Kalanick quickly followed up with a public apology but by then the damage had been done. Despite his “recognition” that he needed leadership assistance, people had seen his true character. Within the year he left his position at the company.
Uber has done incredible things with Kalanick at the wheel and he seemed to take that as evidence of his invincibility. Unfortunately, no one is invincible in the eyes of the public. People love to see others succeed. But people also love humility and every CEO would do well to remember that.
In general, people liked Facebook and they liked Mark Zuckerberg. That changed a bit when the Cambridge Analytica scandal broke.
Overnight Facebook became this massive database with billions of data points on people. And Zuckerberg became perceived as the robot flipping the switches. In hearings with Congress, at times he looked cold, awkward and evasive.
Zuckerberg’s composure was interesting because it seemed like he was trying to do too good of a job. It was as if someone wrote exactly how he should sit, exactly where he should look and exactly when to smile. In following all of that advice, Zuckerberg came off a bit inhuman.
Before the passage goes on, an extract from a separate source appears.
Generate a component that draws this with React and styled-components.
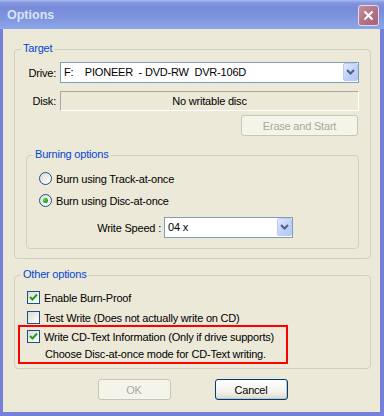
import React from 'react';
import styled, { createGlobalStyle } from 'styled-components';

const GlobalStyle = createGlobalStyle`
  html,
  body {
    margin: 0;
    padding: 0;
    background: #ffffff;
  }

  body {
    font-family: 'Liberation Sans', Arial, sans-serif;
    font-size: 11px;
    letter-spacing: -0.2px;
    color: #000000;
  }
`;

const StyledWindow = styled.div`
  width: 384px;
  height: 416px;
  box-sizing: border-box;
  display: flex;
  flex-direction: column;
  background: #7480da;
`;

const TitleBar = styled.div`
  flex: none;
  height: 29px;
  box-sizing: border-box;
  padding: 1px 5px 0 7px;
  display: flex;
  align-items: center;
  justify-content: space-between;
  background: linear-gradient(
    180deg,
    #a7b8ef 0px,
    #8496de 3px,
    #788bd9 8px,
    #7f95de 18px,
    #8ba5e9 28px
  );

  .title {
    font-size: 12.5px;
    font-weight: bold;
    letter-spacing: 0;
    color: #d9e3f8;
  }
`;

const CloseButton = styled.div`
  width: 21px;
  height: 21px;
  box-sizing: border-box;
  display: flex;
  align-items: center;
  justify-content: center;
  border: 1px solid #e6dbe6;
  border-radius: 3px;
  background: linear-gradient(135deg, #c78e9e 0%, #b07285 55%, #a46478 100%);
`;

const Client = styled.div`
  flex: 1;
  margin: 0 4px 4px 3px;
  padding: 20px 9px 0 11px;
  display: flex;
  flex-direction: column;
  background: #ece9d8;
`;

const Group = styled.div`
  position: relative;
  box-sizing: border-box;
  border: 1px solid #d0d0bf;
  border-radius: 4px;
  margin: ${({ $margin }) => $margin || '0'};
  padding: ${({ $padding }) => $padding || '0'};
  display: flex;
  flex-direction: column;

  .caption {
    position: absolute;
    top: -8px;
    left: 6px;
    padding: 0 2px;
    line-height: 13px;
    color: #0046d5;
    background: #ece9d8;
  }
`;

const FieldRow = styled.div`
  display: grid;
  grid-template-columns: 30px 299px;
  column-gap: 4px;
  align-items: center;
  margin-top: ${({ $gap }) => $gap || 0}px;

  label {
    text-align: right;
  }
`;

const Combo = styled.div`
  width: ${({ $width }) => $width}px;
  height: 21px;
  box-sizing: border-box;
  display: flex;
  align-items: stretch;
  border: 1px solid #7f9db9;
  background: #ffffff;

  .value {
    flex: 1;
    padding-left: 3px;
    line-height: 19px;
    white-space: pre;
  }
`;

const DropButton = styled.div`
  width: 15px;
  margin: 0 0 1px 0;
  box-sizing: border-box;
  display: flex;
  align-items: center;
  justify-content: center;
  border: 1px solid #b9ccf6;
  border-radius: 2px;
  background: linear-gradient(135deg, #e1e9fd 0%, #c3d4fb 50%, #b3c7f5 100%);
`;

const StaticField = styled.div`
  height: 20px;
  box-sizing: border-box;
  display: flex;
  align-items: center;
  justify-content: center;
  border-top: 1px solid #aca899;
  border-left: 1px solid #aca899;
  border-right: 1px solid #ffffff;
  border-bottom: 1px solid #ffffff;
`;

const PushButton = styled.div`
  width: ${({ $width }) => $width}px;
  height: 21px;
  box-sizing: border-box;
  display: flex;
  align-items: center;
  justify-content: center;
  border-radius: 3px;
  border: 1px solid ${({ $disabled }) => ($disabled ? '#c9c7ba' : '#003c74')};
  color: ${({ $disabled }) => ($disabled ? '#aca899' : '#000000')};
  background: ${({ $disabled }) =>
    $disabled
      ? '#f5f4ea'
      : 'linear-gradient(180deg, #ffffff 0%, #f4f3ee 60%, #e3e0d4 90%, #d6d0c5 100%)'};
  box-shadow: ${({ $disabled }) => ($disabled ? 'none' : 'inset -1px -1px 0 #c0c6d6')};
`;

const EraseRow = styled.div`
  display: flex;
  justify-content: flex-end;
  margin: 4px 1px 0 0;
`;

const OptionRow = styled.div`
  display: flex;
  align-items: center;
  height: 13px;
  gap: 4px;
  margin-top: ${({ $gap }) => $gap || 0}px;
`;

const Radio = styled.div`
  width: 13px;
  height: 13px;
  box-sizing: border-box;
  border-radius: 50%;
  border: 1px solid #1c5180;
  display: flex;
  align-items: center;
  justify-content: center;
  background: linear-gradient(135deg, #dcdcd7 0%, #f0efea 55%, #ffffff 100%);

  &::after {
    content: '';
    display: ${({ $checked }) => ($checked ? 'block' : 'none')};
    width: 5px;
    height: 5px;
    border-radius: 50%;
    background: radial-gradient(circle at 35% 35%, #55d551 0%, #21a121 60%, #1a8d1a 100%);
  }
`;

const CheckBox = styled.div`
  flex: none;
  width: 13px;
  height: 13px;
  box-sizing: border-box;
  border: 1px solid #1c5180;
  display: flex;
  align-items: center;
  justify-content: center;
  background: linear-gradient(135deg, #dcdcd7 0%, #f0efea 55%, #ffffff 100%);
`;

const SpeedRow = styled.div`
  display: flex;
  align-items: center;
  margin-top: 10px;

  label {
    width: 122px;
    margin-right: 3px;
    text-align: right;
  }
`;

const Highlight = styled.div`
  width: 270px;
  box-sizing: border-box;
  margin: 1px 0 0 -9px;
  padding: 3px 0 1px 7px;
  border: 2px solid #ff0000;

  .note {
    margin: 4px 0 0 18px;
    line-height: 14px;
  }
`;

const ButtonBar = styled.div`
  display: flex;
  justify-content: center;
  gap: 44px;
  margin-top: 10px;
`;

const Chevron = () => (
  <svg width="9" height="6" viewBox="0 0 9 6">
    <path d="M1 1 L4.5 4.5 L8 1" fill="none" stroke="#4d6185" strokeWidth="2" />
  </svg>
);

const Check = () => (
  <svg width="9" height="9" viewBox="0 0 9 9">
    <path d="M1 4 L3.5 6.5 L8 1.5" fill="none" stroke="#21a121" strokeWidth="2" />
  </svg>
);

const Option = ({ type, checked, gap, children }) => (
  <OptionRow $gap={gap}>
    {type === 'radio' ? (
      <Radio $checked={checked} />
    ) : (
      <CheckBox>{checked && <Check />}</CheckBox>
    )}
    <span>{children}</span>
  </OptionRow>
);

const App = () => (
  <>
    <GlobalStyle />
    <StyledWindow>
      <TitleBar>
        <span className="title">Options</span>
        <CloseButton>
          <svg width="11" height="11" viewBox="0 0 11 11">
            <path d="M1.5 1.5 L9.5 9.5 M9.5 1.5 L1.5 9.5" stroke="#ffffff" strokeWidth="2" />
          </svg>
        </CloseButton>
      </TitleBar>

      <Client>
        <Group $padding="12px 11px 9px 11px">
          <span className="caption">Target</span>

          <FieldRow>
            <label>Drive:</label>
            <Combo $width={299}>
              <span className="value">{'F:    PIONEER  - DVD-RW  DVR-106D'}</span>
              <DropButton>
                <Chevron />
              </DropButton>
            </Combo>
          </FieldRow>

          <FieldRow $gap={8}>
            <label>Disk:</label>
            <StaticField>No writable disc</StaticField>
          </FieldRow>

          <EraseRow>
            <PushButton $width={117} $disabled>
              Erase and Start
            </PushButton>
          </EraseRow>

          <Group $margin="19px 0 0 0" $padding="16px 12px 10px 12px">
            <span className="caption">Burning options</span>
            <Option type="radio">Burn using Track-at-once</Option>
            <Option type="radio" checked gap={9}>
              Burn using Disc-at-once
            </Option>
            <SpeedRow>
              <label>Write Speed :</label>
              <Combo $width={129}>
                <span className="value">04 x</span>
                <DropButton>
                  <Chevron />
                </DropButton>
              </Combo>
            </SpeedRow>
          </Group>
        </Group>

        <Group $margin="16px 0 0 0" $padding="15px 12px 4px 12px">
          <span className="caption">Other options</span>
          <Option checked>Enable Burn-Proof</Option>
          <Option gap={7}>Test Write (Does not actually write on CD)</Option>
          <Highlight>
            <Option checked>Write CD-Text Information (Only if drive supports)</Option>
            <div className="note">Choose Disc-at-once mode for CD-Text writing.</div>
          </Highlight>
        </Group>

        <ButtonBar>
          <PushButton $width={73} $disabled>
            OK
          </PushButton>
          <PushButton $width={73}>Cancel</PushButton>
        </ButtonBar>
      </Client>
    </StyledWindow>
  </>
);

export default App;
After learning that a robot had collected nearly all of their private information, the public was understandably done with robots. They needed a person who could both say sorry and make them feel better. Zuckerberg was only successful with the former.
Twitter CEO Jack Dorsey recently came under fire for his stance pertaining to white supremacists and conspiracy theorists.
When various social media platforms began banning Alex Jones, a conspiracy talk show host, and his show, Infowars, Dorsey opted for a “timeout” approach. Tweets poured in questioning the decision. The public largely felt that a suspension was not a proper counter measure to Jones’s conduct.
To make matters worse, this closely followed outrage at the verification of accounts held by white supremacists. Dorsey justified the process by reminding the public that verification merely verifies the identity of the individual tweeting. He overlooked the fact that people often recognize that tiny blue check mark as a symbol of credibility and trust.
There is a silver lining to Dorsey’s controversies. He is constantly conversing with Twitter users. He listens to their concerns, does his best to answer their questions and (after he’s pushed as far as he can go) tends to their grievances. It’s not perfect, but it’s a step in the right direction.
Ultimately CEOs need to be careful. With the way information spreads today they are always in the spotlight. Their actions and beliefs are going to keep getting airtime whether they like it or not. And, contrary to the popular adage, not all publicity is good publicity.